_Task to complete_
Check each line of the material below for "components". Report how many have it, with no other words.

━━━━━━━━━━━━━━━━

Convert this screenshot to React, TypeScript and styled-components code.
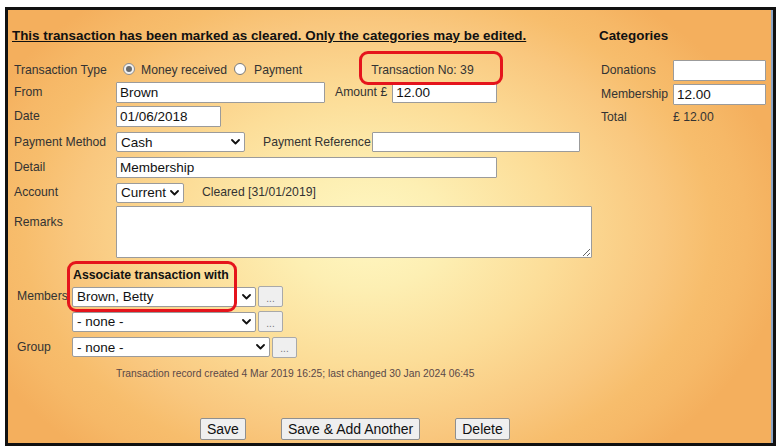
import React from 'react';
import styled, { createGlobalStyle } from 'styled-components';

const Global = createGlobalStyle`
  html, body { margin: 0; padding: 0; background: #fff; }
  body { font-family: "Liberation Sans", Arial, sans-serif; color: #2b2b2b; }
`;

const Frame = styled.div`
  box-sizing: border-box;
  margin: 7px 0 0 5px;
  width: 771px;
  height: 439px;
  border: 3px solid #111;
  box-shadow: inset -2px 0 0 #8da6c6;
  background: radial-gradient(ellipse 55% 69% at 47% 51%, #fff7c2 0%, #fdefb3 19%, #fcdd98 45%, #f9c77e 70%, #f7bd6c 82%, #f6b867 90%, #f4af5d 100%);
  display: flex;
`;

const Main = styled.div`
  width: 591px;
  flex-shrink: 0;
  box-sizing: border-box;
  padding-left: 6px;
  display: flex;
  flex-direction: column;
`;

const Heading = styled.div<{ $underline?: boolean; $shift?: number }>`
  height: 49px;
  box-sizing: border-box;
  padding-top: 18px;
  margin-left: ${p => p.$shift ?? 0}px;
  font-size: 13.4px;
  font-weight: bold;
  line-height: 15px;
  color: #111;
  white-space: nowrap;
  text-decoration: ${p => (p.$underline ? 'underline' : 'none')};
`;

const Row = styled.div<{ $h: number; $top?: boolean; $pl?: number }>`
  display: flex;
  align-items: ${p => (p.$top ? 'flex-start' : 'center')};
  height: ${p => p.$h}px;
  padding-left: ${p => p.$pl ?? 0}px;
  font-size: 12.2px;
  line-height: 15px;
  color: #333;
  white-space: nowrap;
`;

const Label = styled.div<{ $w?: number; $mt?: number }>`
  width: ${p => p.$w ?? 102}px;
  margin-top: ${p => p.$mt ?? 0}px;
  flex-shrink: 0;
`;

const Text = styled.span<{ $ml?: number }>`
  margin-left: ${p => p.$ml ?? 0}px;
`;

const TextInput = styled.input<{ $w: number; $h?: number; $ml?: number }>`
  box-sizing: border-box;
  width: ${p => p.$w}px;
  height: ${p => p.$h ?? 21}px;
  margin: 0 0 0 ${p => p.$ml ?? 0}px;
  padding: 0 3px;
  border: 1px solid #9b9b9b;
  border-radius: 1px;
  background: #fff;
  font-family: "Liberation Sans", Arial, sans-serif;
  font-size: 13.5px;
  color: #111;
  outline: none;
`;

const TextArea = styled.textarea<{ $w: number; $h: number }>`
  box-sizing: border-box;
  width: ${p => p.$w}px;
  height: ${p => p.$h}px;
  margin: 1px 0 0 0;
  padding: 2px 3px;
  border: 1px solid #9b9b9b;
  border-radius: 1px;
  background: #fff;
  font-family: "Liberation Sans", Arial, sans-serif;
  font-size: 13.5px;
  outline: none;
`;

const SelectBox = styled.div<{ $w: number; $h?: number }>`
  box-sizing: border-box;
  display: flex;
  align-items: center;
  width: ${p => p.$w}px;
  height: ${p => p.$h ?? 20}px;
  border: 1px solid #9b9b9b;
  border-radius: 2px;
  background: #fff;
  flex-shrink: 0;
`;

const NativeSelect = styled.select`
  appearance: none;
  -webkit-appearance: none;
  flex: 1;
  min-width: 0;
  height: 100%;
  border: none;
  background: transparent;
  padding: 0 0 0 4px;
  margin: 0;
  font-family: "Liberation Sans", Arial, sans-serif;
  font-size: 13.5px;
  color: #111;
  outline: none;
`;

const Chevron = styled.svg`
  width: 9px;
  height: 6px;
  margin-right: 4px;
  flex-shrink: 0;
`;

const Select = ({ w, h, value }: { w: number; h?: number; value: string }) => (
  <SelectBox $w={w} $h={h}>
    <NativeSelect defaultValue={value}>
      <option>{value}</option>
    </NativeSelect>
    <Chevron viewBox="0 0 9 6">
      <path d="M1 1 L4.5 4.5 L8 1" fill="none" stroke="#111" strokeWidth="1.8" strokeLinecap="round" strokeLinejoin="round" />
    </Chevron>
  </SelectBox>
);

const Radio = styled.span<{ $checked?: boolean; $ml: number }>`
  box-sizing: border-box;
  width: 12px;
  height: 12px;
  margin: -2px 0 0 ${p => p.$ml}px;
  border-radius: 50%;
  border: 1px solid ${p => (p.$checked ? '#8c8c8c' : '#7a7a7a')};
  background: ${p => (p.$checked ? '#f1f1f1' : '#fff')};
  display: inline-flex;
  align-items: center;
  justify-content: center;
  flex-shrink: 0;
  &::after {
    content: '';
    width: 6px;
    height: 6px;
    border-radius: 50%;
    background: ${p => (p.$checked ? '#6a6a6a' : 'transparent')};
  }
`;

const Marked = styled.span<{ $ml?: number }>`
  position: relative;
  display: inline-block;
  margin-left: ${p => p.$ml ?? 0}px;
`;

const Callout = styled.span<{ $t: number; $l: number; $w: number; $h: number }>`
  position: absolute;
  top: ${p => p.$t}px;
  left: ${p => p.$l}px;
  width: ${p => p.$w}px;
  height: ${p => p.$h}px;
  box-sizing: border-box;
  border: 3px solid #e5141c;
  border-radius: 9px;
  pointer-events: none;
  z-index: 2;
`;

const AssocBlock = styled.div`
  position: relative;
  margin-left: 3px;
  display: flex;
  flex-direction: column;
`;

const AssocTitle = styled.div`
  height: 24px;
  box-sizing: border-box;
  padding: 6px 0 0 56px;
  display: flex;
  align-items: center;
  font-size: 12.3px;
  font-weight: bold;
  color: #111;
  white-space: nowrap;
`;

const DotsButton = styled.button`
  box-sizing: border-box;
  width: 25px;
  height: 21px;
  margin-left: 2px;
  padding: 4px 0 0;
  border: 1px solid #a9a9a9;
  border-radius: 2px;
  background: #efefef;
  color: #777;
  font-family: "Liberation Sans", Arial, sans-serif;
  font-size: 10px;
  line-height: 10px;
`;

const Info = styled.div`
  height: 26px;
  display: flex;
  align-items: center;
  padding-left: 102px;
  font-size: 10.3px;
  color: #5a4848;
  white-space: nowrap;
`;

const ButtonBar = styled.div`
  display: flex;
  gap: 35px;
  margin-top: 32px;
  padding-left: 186px;
`;

const Button = styled.button`
  box-sizing: border-box;
  height: 22px;
  padding: 0 6px;
  border: 1px solid #8f8f8f;
  border-radius: 2px;
  background: #efefef;
  color: #111;
  font-family: "Liberation Sans", Arial, sans-serif;
  font-size: 14px;
`;

const Side = styled.div`
  flex: 1;
  display: flex;
  flex-direction: column;
`;

export default function App() {
  return (
    <>
      <Global />
      <Frame>
        <Main>
          <Heading $underline $shift={-2}>
            This transaction has been marked as cleared. Only the categories may be edited.
          </Heading>
          <Row $h={22}>
            <Label>Transaction Type</Label>
            <Radio $checked $ml={7} />
            <Text $ml={6}>Money received</Text>
            <Radio $ml={7} />
            <Text $ml={8}>Payment</Text>
            <Marked $ml={69}>
              Transaction No: 39
              <Callout $t={-12} $l={-12} $w={144} $h={34} />
            </Marked>
          </Row>
          <Row $h={23}>
            <Label>From</Label>
            <TextInput $w={209} defaultValue="Brown" />
            <Text $ml={10}>Amount £</Text>
            <TextInput $w={105} $h={20} $ml={5} defaultValue="12.00" />
          </Row>
          <Row $h={25}>
            <Label>Date</Label>
            <TextInput $w={105} defaultValue="01/06/2018" />
          </Row>
          <Row $h={26}>
            <Label>Payment Method</Label>
            <Select w={129} value="Cash" />
            <Text $ml={18}>Payment Reference</Text>
            <TextInput $w={208} $h={20} $ml={1} />
          </Row>
          <Row $h={25}>
            <Label>Detail</Label>
            <TextInput $w={381} defaultValue="Membership" />
          </Row>
          <Row $h={25}>
            <Label>Account</Label>
            <Select w={68} value="Current" />
            <Text $ml={18}>Cleared [31/01/2019]</Text>
          </Row>
          <Row $h={55} $top>
            <Label $mt={10}>Remarks</Label>
            <TextArea $w={476} $h={52} />
          </Row>
          <AssocBlock>
            <AssocTitle>Associate transaction with</AssocTitle>
            <Row $h={25}>
              <Label $w={55}>Members</Label>
              <Select w={184} value="Brown, Betty" />
              <DotsButton>...</DotsButton>
            </Row>
            <Row $h={25}>
              <Label $w={55} />
              <Select w={184} value="- none -" />
              <DotsButton>...</DotsButton>
            </Row>
            <Row $h={26}>
              <Label $w={55}>Group</Label>
              <Select w={198} value="- none -" />
              <DotsButton>...</DotsButton>
            </Row>
            <Callout $t={1} $l={50} $w={170} $h={51} />
          </AssocBlock>
          <Info>Transaction record created 4 Mar 2019 16:25; last changed 30 Jan 2024 06:45</Info>
          <ButtonBar>
            <Button>Save</Button>
            <Button>Save &amp; Add Another</Button>
            <Button>Delete</Button>
          </ButtonBar>
        </Main>
        <Side>
          <Heading>Categories</Heading>
          <Row $h={23} $pl={2}>
            <Label $w={72}>Donations</Label>
            <TextInput $w={93} />
          </Row>
          <Row $h={25} $pl={2}>
            <Label $w={72}>Membership</Label>
            <TextInput $w={93} defaultValue="12.00" />
          </Row>
          <Row $h={20} $pl={2}>
            <Label $w={72}>Total</Label>
            <Text>£ 12.00</Text>
          </Row>
        </Side>
      </Frame>
    </>
  );
}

━━━━━━━━━━━━━━━━

_Worked solution_
2